▶ [Set problem] Where does the string "Clone" appear? Copy every line of the entries below that holds it.

== Input rows

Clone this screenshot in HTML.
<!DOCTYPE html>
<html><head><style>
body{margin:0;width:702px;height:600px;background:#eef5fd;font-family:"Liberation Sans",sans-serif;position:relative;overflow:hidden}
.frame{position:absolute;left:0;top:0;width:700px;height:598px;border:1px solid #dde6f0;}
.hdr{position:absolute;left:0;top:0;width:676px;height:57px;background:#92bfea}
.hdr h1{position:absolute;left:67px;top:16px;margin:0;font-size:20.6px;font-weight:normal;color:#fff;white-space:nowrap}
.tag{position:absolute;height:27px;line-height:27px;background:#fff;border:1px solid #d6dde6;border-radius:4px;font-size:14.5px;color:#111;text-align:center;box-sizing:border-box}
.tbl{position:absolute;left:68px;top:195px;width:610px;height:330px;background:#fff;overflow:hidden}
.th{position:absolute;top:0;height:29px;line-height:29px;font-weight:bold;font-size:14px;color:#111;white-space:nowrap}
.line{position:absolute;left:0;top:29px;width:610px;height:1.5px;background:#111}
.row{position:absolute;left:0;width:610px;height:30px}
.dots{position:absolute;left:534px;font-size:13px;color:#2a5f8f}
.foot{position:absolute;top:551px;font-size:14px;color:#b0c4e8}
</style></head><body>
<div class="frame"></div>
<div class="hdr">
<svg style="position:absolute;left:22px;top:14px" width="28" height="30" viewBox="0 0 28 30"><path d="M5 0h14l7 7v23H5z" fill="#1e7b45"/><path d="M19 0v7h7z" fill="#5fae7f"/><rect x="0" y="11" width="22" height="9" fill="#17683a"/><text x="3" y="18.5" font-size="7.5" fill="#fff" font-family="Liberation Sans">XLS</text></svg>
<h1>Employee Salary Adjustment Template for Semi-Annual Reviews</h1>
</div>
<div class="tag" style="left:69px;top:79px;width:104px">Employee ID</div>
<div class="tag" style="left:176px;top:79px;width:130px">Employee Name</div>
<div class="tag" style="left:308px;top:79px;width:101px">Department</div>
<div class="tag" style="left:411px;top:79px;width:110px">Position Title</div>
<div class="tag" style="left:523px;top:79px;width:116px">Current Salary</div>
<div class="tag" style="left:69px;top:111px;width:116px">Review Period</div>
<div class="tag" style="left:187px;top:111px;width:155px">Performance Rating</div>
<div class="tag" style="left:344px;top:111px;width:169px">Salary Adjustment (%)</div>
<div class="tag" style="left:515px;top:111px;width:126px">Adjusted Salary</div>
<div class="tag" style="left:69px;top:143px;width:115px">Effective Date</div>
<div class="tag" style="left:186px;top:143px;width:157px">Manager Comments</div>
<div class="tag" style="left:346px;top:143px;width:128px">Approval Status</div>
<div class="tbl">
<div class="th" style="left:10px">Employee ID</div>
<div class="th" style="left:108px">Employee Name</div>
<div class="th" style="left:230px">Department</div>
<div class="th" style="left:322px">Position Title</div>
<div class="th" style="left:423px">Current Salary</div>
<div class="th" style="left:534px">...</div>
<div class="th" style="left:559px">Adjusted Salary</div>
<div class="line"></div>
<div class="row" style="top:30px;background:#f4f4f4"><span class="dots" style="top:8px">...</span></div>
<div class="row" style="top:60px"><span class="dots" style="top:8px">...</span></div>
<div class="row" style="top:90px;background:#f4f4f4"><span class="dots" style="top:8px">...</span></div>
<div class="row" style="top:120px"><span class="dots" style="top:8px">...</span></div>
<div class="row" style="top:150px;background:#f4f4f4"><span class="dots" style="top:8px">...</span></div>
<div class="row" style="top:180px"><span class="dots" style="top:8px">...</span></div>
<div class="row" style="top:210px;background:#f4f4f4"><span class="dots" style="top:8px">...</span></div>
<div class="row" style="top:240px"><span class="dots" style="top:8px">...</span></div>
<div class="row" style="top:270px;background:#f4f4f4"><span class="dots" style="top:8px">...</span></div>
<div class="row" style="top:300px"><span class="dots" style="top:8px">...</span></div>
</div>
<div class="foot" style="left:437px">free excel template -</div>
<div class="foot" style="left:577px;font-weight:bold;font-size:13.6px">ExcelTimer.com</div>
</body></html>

====
== Input rows

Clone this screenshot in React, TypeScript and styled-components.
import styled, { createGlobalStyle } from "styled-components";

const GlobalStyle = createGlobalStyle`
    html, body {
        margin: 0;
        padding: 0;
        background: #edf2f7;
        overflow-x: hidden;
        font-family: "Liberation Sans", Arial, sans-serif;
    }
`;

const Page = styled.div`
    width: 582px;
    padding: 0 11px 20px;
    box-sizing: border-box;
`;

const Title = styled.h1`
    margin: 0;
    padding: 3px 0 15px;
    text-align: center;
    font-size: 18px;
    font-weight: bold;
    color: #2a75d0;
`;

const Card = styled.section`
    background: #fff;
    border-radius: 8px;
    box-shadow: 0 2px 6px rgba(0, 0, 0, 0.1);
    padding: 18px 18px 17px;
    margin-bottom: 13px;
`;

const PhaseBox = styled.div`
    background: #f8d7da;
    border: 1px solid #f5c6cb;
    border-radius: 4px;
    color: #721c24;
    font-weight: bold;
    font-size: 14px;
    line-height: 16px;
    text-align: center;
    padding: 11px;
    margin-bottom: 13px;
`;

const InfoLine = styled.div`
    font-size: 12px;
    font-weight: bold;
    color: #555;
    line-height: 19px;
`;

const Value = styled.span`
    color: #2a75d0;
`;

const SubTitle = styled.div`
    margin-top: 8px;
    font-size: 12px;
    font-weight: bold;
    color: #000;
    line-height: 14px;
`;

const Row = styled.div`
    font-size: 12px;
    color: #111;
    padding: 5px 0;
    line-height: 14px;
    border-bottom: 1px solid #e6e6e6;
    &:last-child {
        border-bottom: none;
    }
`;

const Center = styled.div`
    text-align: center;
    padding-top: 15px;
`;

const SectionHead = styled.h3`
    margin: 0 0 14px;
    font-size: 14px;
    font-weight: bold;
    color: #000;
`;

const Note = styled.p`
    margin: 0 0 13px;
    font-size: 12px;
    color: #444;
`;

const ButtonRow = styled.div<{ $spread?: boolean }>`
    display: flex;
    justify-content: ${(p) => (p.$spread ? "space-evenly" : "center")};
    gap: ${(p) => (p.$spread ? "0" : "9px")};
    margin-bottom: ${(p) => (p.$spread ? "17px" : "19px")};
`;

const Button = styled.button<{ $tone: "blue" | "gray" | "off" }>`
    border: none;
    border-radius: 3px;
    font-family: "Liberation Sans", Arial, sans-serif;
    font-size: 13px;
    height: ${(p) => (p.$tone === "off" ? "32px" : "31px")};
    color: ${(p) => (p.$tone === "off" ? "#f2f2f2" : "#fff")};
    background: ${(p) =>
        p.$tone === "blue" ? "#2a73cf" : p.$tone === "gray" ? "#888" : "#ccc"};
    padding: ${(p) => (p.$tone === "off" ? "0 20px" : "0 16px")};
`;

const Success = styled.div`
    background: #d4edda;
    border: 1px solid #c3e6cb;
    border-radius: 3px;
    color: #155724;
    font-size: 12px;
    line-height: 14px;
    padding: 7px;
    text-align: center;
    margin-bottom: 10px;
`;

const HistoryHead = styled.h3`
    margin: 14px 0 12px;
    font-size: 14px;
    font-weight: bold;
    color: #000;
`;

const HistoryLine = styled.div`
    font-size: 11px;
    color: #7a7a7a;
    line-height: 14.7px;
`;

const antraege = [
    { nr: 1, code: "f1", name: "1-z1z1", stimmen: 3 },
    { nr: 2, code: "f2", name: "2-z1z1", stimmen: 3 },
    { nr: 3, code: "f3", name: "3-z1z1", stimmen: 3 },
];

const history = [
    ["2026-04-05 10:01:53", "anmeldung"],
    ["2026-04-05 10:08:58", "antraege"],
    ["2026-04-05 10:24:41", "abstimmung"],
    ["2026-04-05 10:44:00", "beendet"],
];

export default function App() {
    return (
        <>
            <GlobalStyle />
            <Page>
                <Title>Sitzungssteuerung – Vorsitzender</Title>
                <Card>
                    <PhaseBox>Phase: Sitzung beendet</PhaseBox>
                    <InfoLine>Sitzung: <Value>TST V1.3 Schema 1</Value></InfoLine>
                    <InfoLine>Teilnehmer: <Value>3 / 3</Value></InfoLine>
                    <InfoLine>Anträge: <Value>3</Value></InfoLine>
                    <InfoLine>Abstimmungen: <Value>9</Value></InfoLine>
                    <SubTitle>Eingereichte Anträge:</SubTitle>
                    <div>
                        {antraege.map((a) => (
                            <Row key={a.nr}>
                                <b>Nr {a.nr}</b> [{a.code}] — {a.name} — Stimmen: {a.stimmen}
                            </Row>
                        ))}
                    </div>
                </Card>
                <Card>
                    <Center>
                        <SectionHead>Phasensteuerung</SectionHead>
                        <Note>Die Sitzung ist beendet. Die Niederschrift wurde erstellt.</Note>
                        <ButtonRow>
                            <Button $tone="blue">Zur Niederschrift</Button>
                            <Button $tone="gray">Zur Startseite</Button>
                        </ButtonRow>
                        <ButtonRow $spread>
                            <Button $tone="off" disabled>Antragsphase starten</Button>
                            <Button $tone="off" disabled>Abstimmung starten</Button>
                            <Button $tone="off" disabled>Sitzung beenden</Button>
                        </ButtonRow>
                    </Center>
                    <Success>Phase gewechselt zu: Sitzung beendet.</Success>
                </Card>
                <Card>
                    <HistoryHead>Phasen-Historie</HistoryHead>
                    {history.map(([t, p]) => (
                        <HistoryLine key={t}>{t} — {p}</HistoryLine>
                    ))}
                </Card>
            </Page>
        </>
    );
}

====
== Input rows

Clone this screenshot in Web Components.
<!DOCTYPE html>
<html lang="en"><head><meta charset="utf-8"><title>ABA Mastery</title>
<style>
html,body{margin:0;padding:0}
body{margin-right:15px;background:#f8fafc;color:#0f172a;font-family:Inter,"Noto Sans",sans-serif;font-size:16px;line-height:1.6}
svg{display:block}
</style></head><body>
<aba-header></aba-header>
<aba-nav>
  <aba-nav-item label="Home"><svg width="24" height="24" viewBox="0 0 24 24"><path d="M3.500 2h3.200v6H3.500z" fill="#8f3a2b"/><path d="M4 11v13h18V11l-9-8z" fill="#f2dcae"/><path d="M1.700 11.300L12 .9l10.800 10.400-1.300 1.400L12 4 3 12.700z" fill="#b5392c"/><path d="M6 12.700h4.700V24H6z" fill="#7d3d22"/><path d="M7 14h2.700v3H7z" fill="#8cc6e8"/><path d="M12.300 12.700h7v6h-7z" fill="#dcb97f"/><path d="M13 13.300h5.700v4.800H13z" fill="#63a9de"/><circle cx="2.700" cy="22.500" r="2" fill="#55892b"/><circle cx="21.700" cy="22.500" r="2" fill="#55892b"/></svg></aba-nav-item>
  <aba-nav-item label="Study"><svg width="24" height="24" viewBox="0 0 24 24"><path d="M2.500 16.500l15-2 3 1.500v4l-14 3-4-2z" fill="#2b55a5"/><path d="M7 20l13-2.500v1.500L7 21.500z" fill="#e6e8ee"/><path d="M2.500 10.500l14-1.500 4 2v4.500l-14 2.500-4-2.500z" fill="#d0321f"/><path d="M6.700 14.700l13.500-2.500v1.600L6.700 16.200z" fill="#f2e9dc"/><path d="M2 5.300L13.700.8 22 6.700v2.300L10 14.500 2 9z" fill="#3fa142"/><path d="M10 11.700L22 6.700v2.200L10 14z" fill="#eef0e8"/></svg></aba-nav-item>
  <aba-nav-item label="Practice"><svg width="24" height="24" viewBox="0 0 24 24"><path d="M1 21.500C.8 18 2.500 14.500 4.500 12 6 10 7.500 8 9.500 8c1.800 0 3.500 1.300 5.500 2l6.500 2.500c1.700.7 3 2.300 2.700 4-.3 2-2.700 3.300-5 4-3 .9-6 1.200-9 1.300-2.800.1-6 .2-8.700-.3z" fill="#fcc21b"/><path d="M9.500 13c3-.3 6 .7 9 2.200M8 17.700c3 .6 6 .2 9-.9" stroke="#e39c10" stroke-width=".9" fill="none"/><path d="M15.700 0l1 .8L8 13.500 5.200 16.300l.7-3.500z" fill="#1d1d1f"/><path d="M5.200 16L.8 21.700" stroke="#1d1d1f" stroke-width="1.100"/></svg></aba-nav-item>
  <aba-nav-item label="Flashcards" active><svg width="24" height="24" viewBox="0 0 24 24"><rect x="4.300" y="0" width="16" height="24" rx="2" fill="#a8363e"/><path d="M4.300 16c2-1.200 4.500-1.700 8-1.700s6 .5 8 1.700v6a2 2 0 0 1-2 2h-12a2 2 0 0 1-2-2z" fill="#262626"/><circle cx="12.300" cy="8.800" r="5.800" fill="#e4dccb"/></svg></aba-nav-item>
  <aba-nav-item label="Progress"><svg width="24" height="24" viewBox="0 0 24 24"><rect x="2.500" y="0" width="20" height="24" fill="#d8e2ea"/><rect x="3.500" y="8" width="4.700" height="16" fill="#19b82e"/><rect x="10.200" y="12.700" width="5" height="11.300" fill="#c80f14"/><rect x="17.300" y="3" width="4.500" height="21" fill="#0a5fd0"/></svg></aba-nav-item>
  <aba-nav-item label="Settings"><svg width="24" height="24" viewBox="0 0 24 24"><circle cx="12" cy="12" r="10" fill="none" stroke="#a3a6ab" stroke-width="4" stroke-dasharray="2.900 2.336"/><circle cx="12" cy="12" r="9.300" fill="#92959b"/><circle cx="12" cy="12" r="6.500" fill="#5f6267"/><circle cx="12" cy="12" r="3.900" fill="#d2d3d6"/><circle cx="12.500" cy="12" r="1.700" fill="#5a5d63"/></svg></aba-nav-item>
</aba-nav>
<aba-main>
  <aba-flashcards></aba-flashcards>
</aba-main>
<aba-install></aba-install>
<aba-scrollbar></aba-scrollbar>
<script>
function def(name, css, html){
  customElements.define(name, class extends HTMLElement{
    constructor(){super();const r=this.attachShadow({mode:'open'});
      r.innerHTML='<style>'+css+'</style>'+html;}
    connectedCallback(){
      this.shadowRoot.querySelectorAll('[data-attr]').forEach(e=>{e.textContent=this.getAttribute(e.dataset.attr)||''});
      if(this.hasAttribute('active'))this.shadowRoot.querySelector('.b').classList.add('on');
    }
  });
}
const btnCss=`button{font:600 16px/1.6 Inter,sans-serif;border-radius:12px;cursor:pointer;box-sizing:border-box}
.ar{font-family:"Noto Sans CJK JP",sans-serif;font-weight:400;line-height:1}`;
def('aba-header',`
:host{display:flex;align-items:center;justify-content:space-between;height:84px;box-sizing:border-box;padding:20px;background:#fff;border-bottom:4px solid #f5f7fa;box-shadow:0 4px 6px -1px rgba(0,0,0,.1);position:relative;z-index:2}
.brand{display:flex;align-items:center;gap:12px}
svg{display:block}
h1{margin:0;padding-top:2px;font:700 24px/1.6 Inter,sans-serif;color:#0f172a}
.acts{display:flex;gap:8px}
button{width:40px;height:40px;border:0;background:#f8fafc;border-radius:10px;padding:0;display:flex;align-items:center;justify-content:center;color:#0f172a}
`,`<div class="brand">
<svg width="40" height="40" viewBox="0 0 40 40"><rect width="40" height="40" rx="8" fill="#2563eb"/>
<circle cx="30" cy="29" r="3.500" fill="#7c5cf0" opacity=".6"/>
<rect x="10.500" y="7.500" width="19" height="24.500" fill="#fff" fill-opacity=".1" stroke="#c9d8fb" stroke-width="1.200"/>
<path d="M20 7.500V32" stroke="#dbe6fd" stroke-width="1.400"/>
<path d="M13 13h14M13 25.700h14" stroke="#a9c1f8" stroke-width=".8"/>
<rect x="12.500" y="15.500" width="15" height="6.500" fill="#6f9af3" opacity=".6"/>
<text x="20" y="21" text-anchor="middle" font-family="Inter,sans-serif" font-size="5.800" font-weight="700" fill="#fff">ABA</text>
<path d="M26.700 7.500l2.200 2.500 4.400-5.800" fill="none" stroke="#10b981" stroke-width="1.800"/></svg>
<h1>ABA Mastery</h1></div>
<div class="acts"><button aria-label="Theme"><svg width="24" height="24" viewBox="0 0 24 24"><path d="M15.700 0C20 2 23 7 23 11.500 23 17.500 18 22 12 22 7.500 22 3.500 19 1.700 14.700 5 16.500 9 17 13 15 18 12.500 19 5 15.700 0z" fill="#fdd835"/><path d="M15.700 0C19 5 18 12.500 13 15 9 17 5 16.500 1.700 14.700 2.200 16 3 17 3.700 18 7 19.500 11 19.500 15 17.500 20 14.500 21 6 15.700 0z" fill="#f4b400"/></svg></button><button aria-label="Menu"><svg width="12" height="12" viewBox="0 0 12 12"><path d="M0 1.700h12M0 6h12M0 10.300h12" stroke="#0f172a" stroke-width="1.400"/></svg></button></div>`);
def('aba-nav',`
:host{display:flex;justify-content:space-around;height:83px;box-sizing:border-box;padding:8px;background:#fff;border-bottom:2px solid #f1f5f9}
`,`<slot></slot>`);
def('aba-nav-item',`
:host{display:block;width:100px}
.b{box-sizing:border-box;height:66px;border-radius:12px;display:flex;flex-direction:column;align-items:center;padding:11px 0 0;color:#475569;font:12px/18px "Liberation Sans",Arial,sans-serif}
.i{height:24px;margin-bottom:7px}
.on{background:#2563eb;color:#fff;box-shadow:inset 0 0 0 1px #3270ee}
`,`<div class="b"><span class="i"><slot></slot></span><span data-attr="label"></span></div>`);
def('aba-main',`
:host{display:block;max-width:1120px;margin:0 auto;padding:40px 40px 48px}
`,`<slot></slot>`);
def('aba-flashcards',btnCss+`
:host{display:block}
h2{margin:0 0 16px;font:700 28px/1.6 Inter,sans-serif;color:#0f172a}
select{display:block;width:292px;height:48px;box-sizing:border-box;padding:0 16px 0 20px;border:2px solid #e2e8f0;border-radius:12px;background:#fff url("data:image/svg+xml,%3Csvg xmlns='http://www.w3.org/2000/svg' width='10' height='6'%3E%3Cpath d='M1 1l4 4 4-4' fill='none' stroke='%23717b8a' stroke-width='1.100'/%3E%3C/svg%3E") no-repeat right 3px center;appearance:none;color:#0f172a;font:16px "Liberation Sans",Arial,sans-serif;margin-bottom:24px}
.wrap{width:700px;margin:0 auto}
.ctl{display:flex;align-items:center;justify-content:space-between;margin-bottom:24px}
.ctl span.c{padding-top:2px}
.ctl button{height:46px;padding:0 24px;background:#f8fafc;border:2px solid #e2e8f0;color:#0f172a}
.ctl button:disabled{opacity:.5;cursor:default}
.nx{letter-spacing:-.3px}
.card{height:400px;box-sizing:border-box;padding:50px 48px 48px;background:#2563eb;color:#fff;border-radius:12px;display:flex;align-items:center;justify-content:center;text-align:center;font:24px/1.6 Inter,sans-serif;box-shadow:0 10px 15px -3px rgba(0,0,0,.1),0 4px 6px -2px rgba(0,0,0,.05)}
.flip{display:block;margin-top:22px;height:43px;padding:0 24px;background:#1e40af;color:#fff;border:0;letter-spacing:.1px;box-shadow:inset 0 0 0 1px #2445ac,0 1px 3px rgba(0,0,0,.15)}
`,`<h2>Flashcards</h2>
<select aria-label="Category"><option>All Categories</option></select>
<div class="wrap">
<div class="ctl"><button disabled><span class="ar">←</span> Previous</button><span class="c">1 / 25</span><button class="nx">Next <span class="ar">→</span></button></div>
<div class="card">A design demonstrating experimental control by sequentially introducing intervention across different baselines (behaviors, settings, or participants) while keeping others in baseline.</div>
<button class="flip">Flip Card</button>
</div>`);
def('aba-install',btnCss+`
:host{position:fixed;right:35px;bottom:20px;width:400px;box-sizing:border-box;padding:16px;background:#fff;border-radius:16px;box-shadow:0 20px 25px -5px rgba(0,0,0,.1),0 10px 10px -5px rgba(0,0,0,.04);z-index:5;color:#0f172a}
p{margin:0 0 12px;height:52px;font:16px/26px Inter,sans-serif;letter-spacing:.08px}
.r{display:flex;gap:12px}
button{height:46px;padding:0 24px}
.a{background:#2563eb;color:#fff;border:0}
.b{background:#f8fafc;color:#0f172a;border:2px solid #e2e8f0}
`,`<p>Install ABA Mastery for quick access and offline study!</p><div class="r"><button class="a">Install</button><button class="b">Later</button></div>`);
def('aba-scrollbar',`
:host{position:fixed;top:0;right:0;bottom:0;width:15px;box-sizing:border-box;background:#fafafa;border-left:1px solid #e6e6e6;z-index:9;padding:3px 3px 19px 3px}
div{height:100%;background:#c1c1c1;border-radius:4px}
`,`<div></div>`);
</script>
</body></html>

====

▶ [Written solution]
Clone this screenshot in HTML.
Clone this screenshot in React, TypeScript and styled-components.
Clone this screenshot in Web Components.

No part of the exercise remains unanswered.